Он пишет романы, но это не романы, а жуткая, колдовская и пророческая летопись. Каждый роман – исполинское стихотворение в семь строф по сто страниц в строфе, и все семь смертных грехов пройдут по семи этим строфам и падут, растоптанные, пронзенные копьем святого Георгия. Люду человеческих привидений соответствует природа и обстановка городских улиц, откуда истребляюще вынуто все телесное, так что самое реальное становится самым воздушным и фантастическим в неизмеримо большей степени, чем это мы видим, например, на затянутых дымкой картинах Тэрнера или в дьявольских видениях Брэгеля. Жители Мертвого Дома, каторжники, – дети, похожие на обиженных ангелов, – сладострастники, ум которых пляшет пляску, похожую на приступ падучей, – подвижники, совершающие земной поклон перед убийцами, – убийцы, говорящие над трупом о бытии или небытии Бога, – юродивые, говорящие слова непреходящей ценности, – юноша, читающий звездную книгу, – влюбленные, убивающие своих любимых, ибо в этих людях любовь есть сумасшествие, – бесы, принявшие человеческую личину и пытавшиеся погубить целую страну еще полстолетия тому назад, и разрушившее всю Россию ныне, и грозящие всему стройному и живому на Земле, чего не может, не хочет сознать и увидать слепая Европа. «Вы никогда не видали красного цвета, а я вам буду говорить о нем», написал однажды в своем дневнике Достоевский. Он сдержал свое слово. И его слово – грозное предостережение. Не постоянная ли это судьба всех прорицателей, к безысходному горю тех, кто глух к предвещаниям.

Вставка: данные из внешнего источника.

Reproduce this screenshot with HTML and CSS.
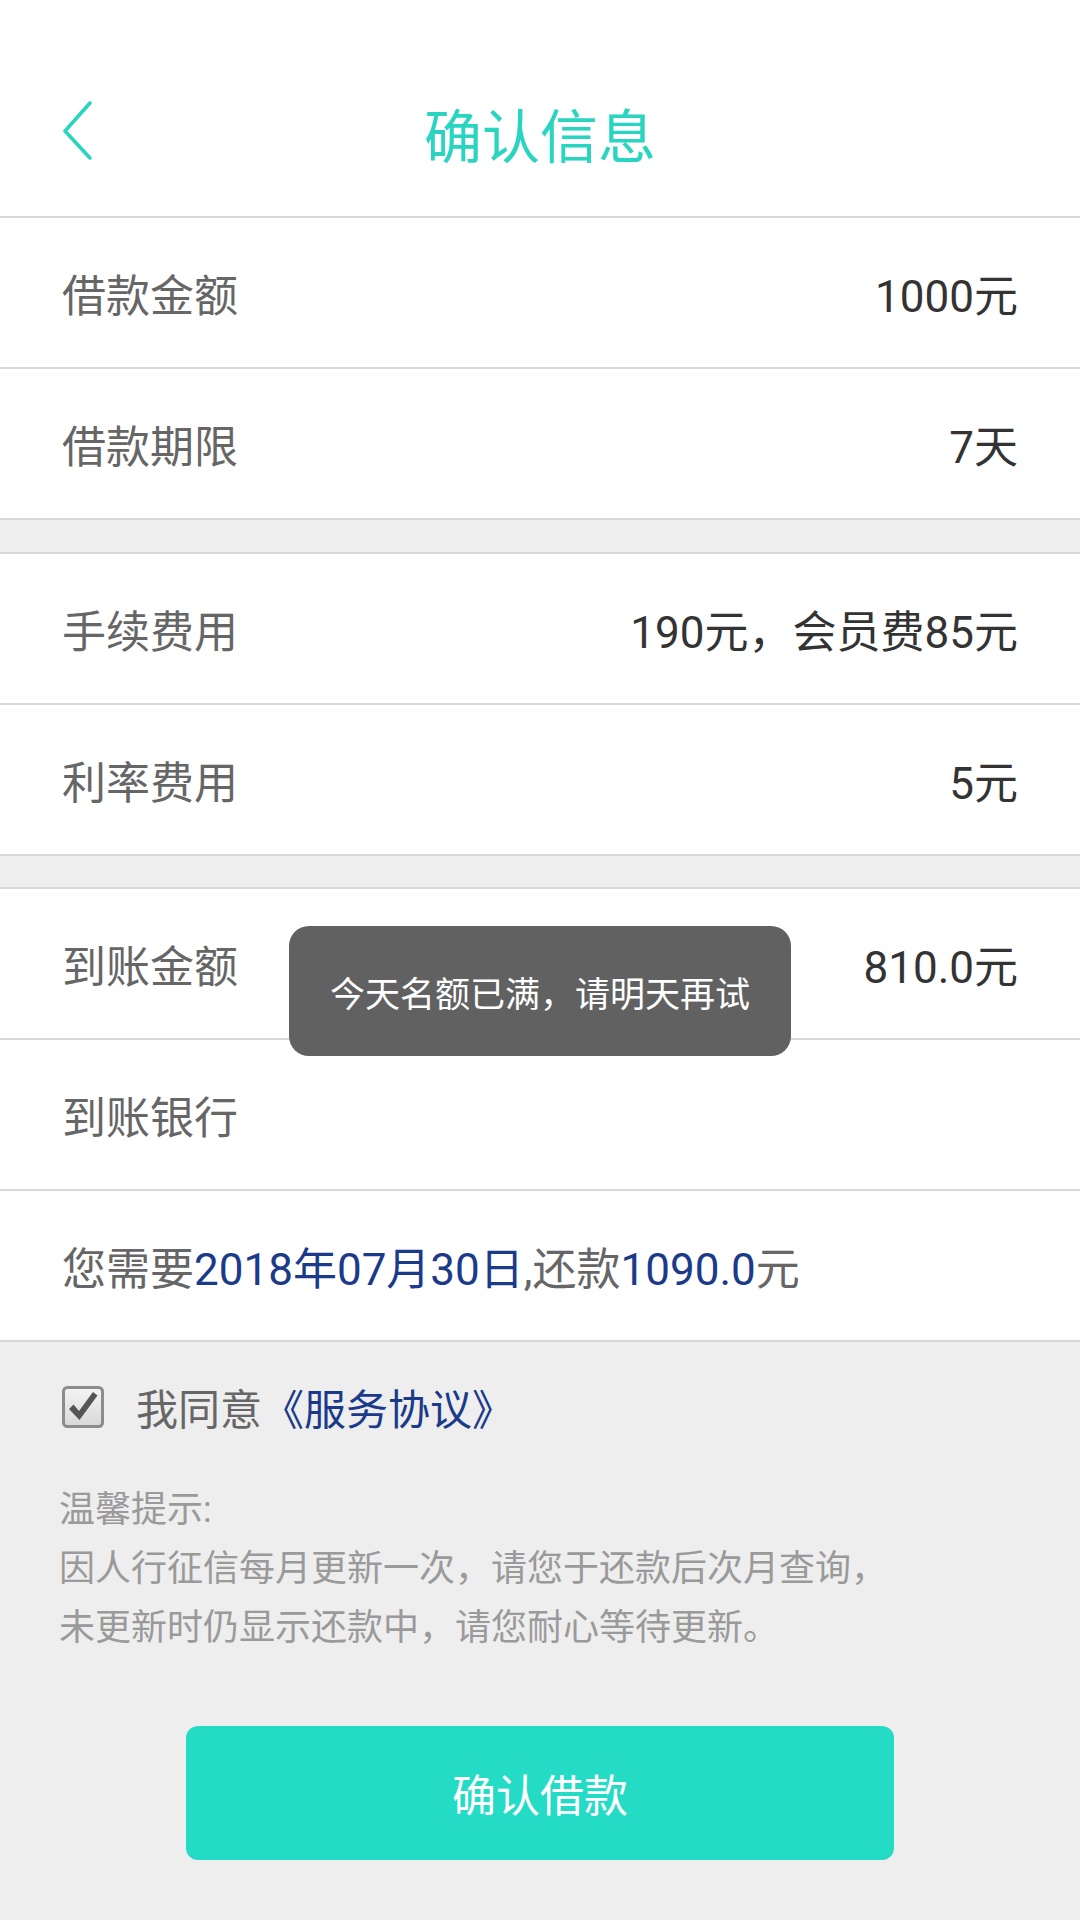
FILE: index.html
```html
<!DOCTYPE html>
<html lang="zh-CN">
<head>
    <meta charset="UTF-8">
    <meta name="viewport" content="width=device-width, initial-scale=1.0">
    <title>确认信息</title>
    <link rel="stylesheet" href="styles.css">
</head>
<body>
    <header class="topbar">
        <a class="back" href="#">
            <svg width="34" height="62" viewBox="0 0 34 62">
                <polyline points="29,3 4,31 29,58" fill="none" stroke="#29d4c0" stroke-width="3.6" stroke-linecap="round" stroke-linejoin="round"/>
            </svg>
        </a>
        <h1>确认信息</h1>
    </header>

    <div class="row">
        <span class="label">借款金额</span>
        <span class="value">1000元</span>
    </div>
    <div class="row">
        <span class="label">借款期限</span>
        <span class="value">7天</span>
    </div>
    <div class="gap"></div>
    <div class="row">
        <span class="label">手续费用</span>
        <span class="value">190元，会员费85元</span>
    </div>
    <div class="row">
        <span class="label">利率费用</span>
        <span class="value">5元</span>
    </div>
    <div class="gap gap-sm"></div>
    <div class="row">
        <span class="label">到账金额</span>
        <span class="value">810.0元</span>
    </div>
    <div class="row">
        <span class="label">到账银行</span>
        <span class="value"></span>
    </div>
    <div class="row">
        <span class="label">您需要<em>2018年07月30日</em>,还款<em>1090.0</em>元</span>
    </div>

    <div class="bottom">
        <label class="agree">
            <svg width="42" height="42" viewBox="0 0 42 42">
                <defs>
                    <linearGradient id="boxfill" x1="0" y1="0" x2="0" y2="1">
                        <stop offset="0" stop-color="#f4f4f4"/>
                        <stop offset="1" stop-color="#d8d8d8"/>
                    </linearGradient>
                </defs>
                <rect x="1.5" y="1.5" width="39" height="39" rx="4" fill="url(#boxfill)" stroke="#8c8c8c" stroke-width="3"/>
                <path d="M7 23 L11.5 18.5 L17 25 L31 6 L35.5 9.5 L17.5 34 Z" fill="#555"/>
            </svg>
            <span>我同意<em>《服务协议》</em></span>
        </label>

        <div class="tips">
            <p>温馨提示:</p>
            <p>因人行征信每月更新一次，请您于还款后次月查询，</p>
            <p>未更新时仍显示还款中，请您耐心等待更新。</p>
        </div>

        <button class="confirm">确认借款</button>
    </div>

    <div class="toast">今天名额已满，请明天再试</div>
</body>
</html>
```

FILE: styles.css
```css
body {
    margin: 0;
    padding: 0;
    min-height: 1920px;
    background-color: #eeeeee;
    font-family: Roboto, "Noto Sans CJK SC", sans-serif;
    position: relative;
}
.topbar {
    box-sizing: border-box;
    height: 218px;
    padding-top: 50px;
    background-color: white;
    border-bottom: 2px solid #d8d8d8;
    display: grid;
    grid-template-columns: 1fr auto 1fr;
    align-items: center;
}
.back {
    display: flex;
    padding-left: 61px;
    margin-top: -4px;
}
.topbar h1 {
    margin: 0;
    font-size: 58px;
    font-weight: normal;
    color: #29d4c0;
}
.row {
    box-sizing: border-box;
    height: 151px;
    padding: 0 62px;
    background-color: white;
    border-bottom: 2px solid #d8d8d8;
    display: flex;
    align-items: center;
    justify-content: space-between;
    font-size: 44px;
}
.label {
    color: #666666;
}
.value {
    color: #333333;
}
.row em,
.agree em {
    font-style: normal;
    color: #1b3a8a;
}
.gap {
    height: 32px;
    border-bottom: 2px solid #d8d8d8;
}
.gap-sm {
    height: 31px;
}
.bottom {
    padding-top: 34px;
}
.agree {
    display: flex;
    align-items: center;
    gap: 32px;
    padding-left: 62px;
    font-size: 42px;
    color: #666666;
}
.tips {
    margin-top: 44px;
    padding-left: 59px;
    font-size: 36px;
    line-height: 59px;
    color: #9a9a9a;
}
.tips p {
    margin: 0;
}
.confirm {
    display: block;
    width: 708px;
    height: 134px;
    margin: 68px auto 0;
    border: none;
    border-radius: 12px;
    background-color: #24dbc6;
    color: white;
    font-family: inherit;
    font-size: 44px;
}
.toast {
    position: absolute;
    top: 926px;
    left: 50%;
    transform: translateX(-50%);
    width: 502px;
    height: 130px;
    border-radius: 20px;
    background-color: #616161;
    color: white;
    font-size: 35px;
    display: flex;
    align-items: center;
    justify-content: center;
}
```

Человек, видевший великие битвы и сам принимавший в них участие, неспособен говорить малые слова о большом и напрасно-большие слова о малом. Таков Достоевский.
Человек, знавший крайнюю беду и не сломленный своим предельным несчастьем, о чем бы он ни начал говорить, говорить как-то особенно, и душа его полна великой тишины, которая выразительнее всяких слов. Таков Достоевский.
Человек из племени, которое долго жило в широких степях или в пустынях, говоря с тобой, всегда смотрит немного поверх тебя, как бы сквозь тебя. Потому что он издавна привык смотреть вдаль. Таков Достоевский.
Были ли предшественники у русского гения? Отдельные малые зерна того, что у Достоевского есть пышная нива, отдельные семена того, что у него дремучий лес, можно найти у романтического сказочника Гофмана с его «Эликсиром Дьявола», и у гениального Эдгара По, с его рассказами «Сердце-Изобличитель» и «Демон Извращенности». Но это так мало, что не стоит об этом говорить. Нет, у него не было предшественников, и ни раньше, ни позже не было равного в искусстве чтения душ, как не было предшественников у величайшего из исторических народов, египтян. Разве Атланты, унесшие свою тайну на дно Океана.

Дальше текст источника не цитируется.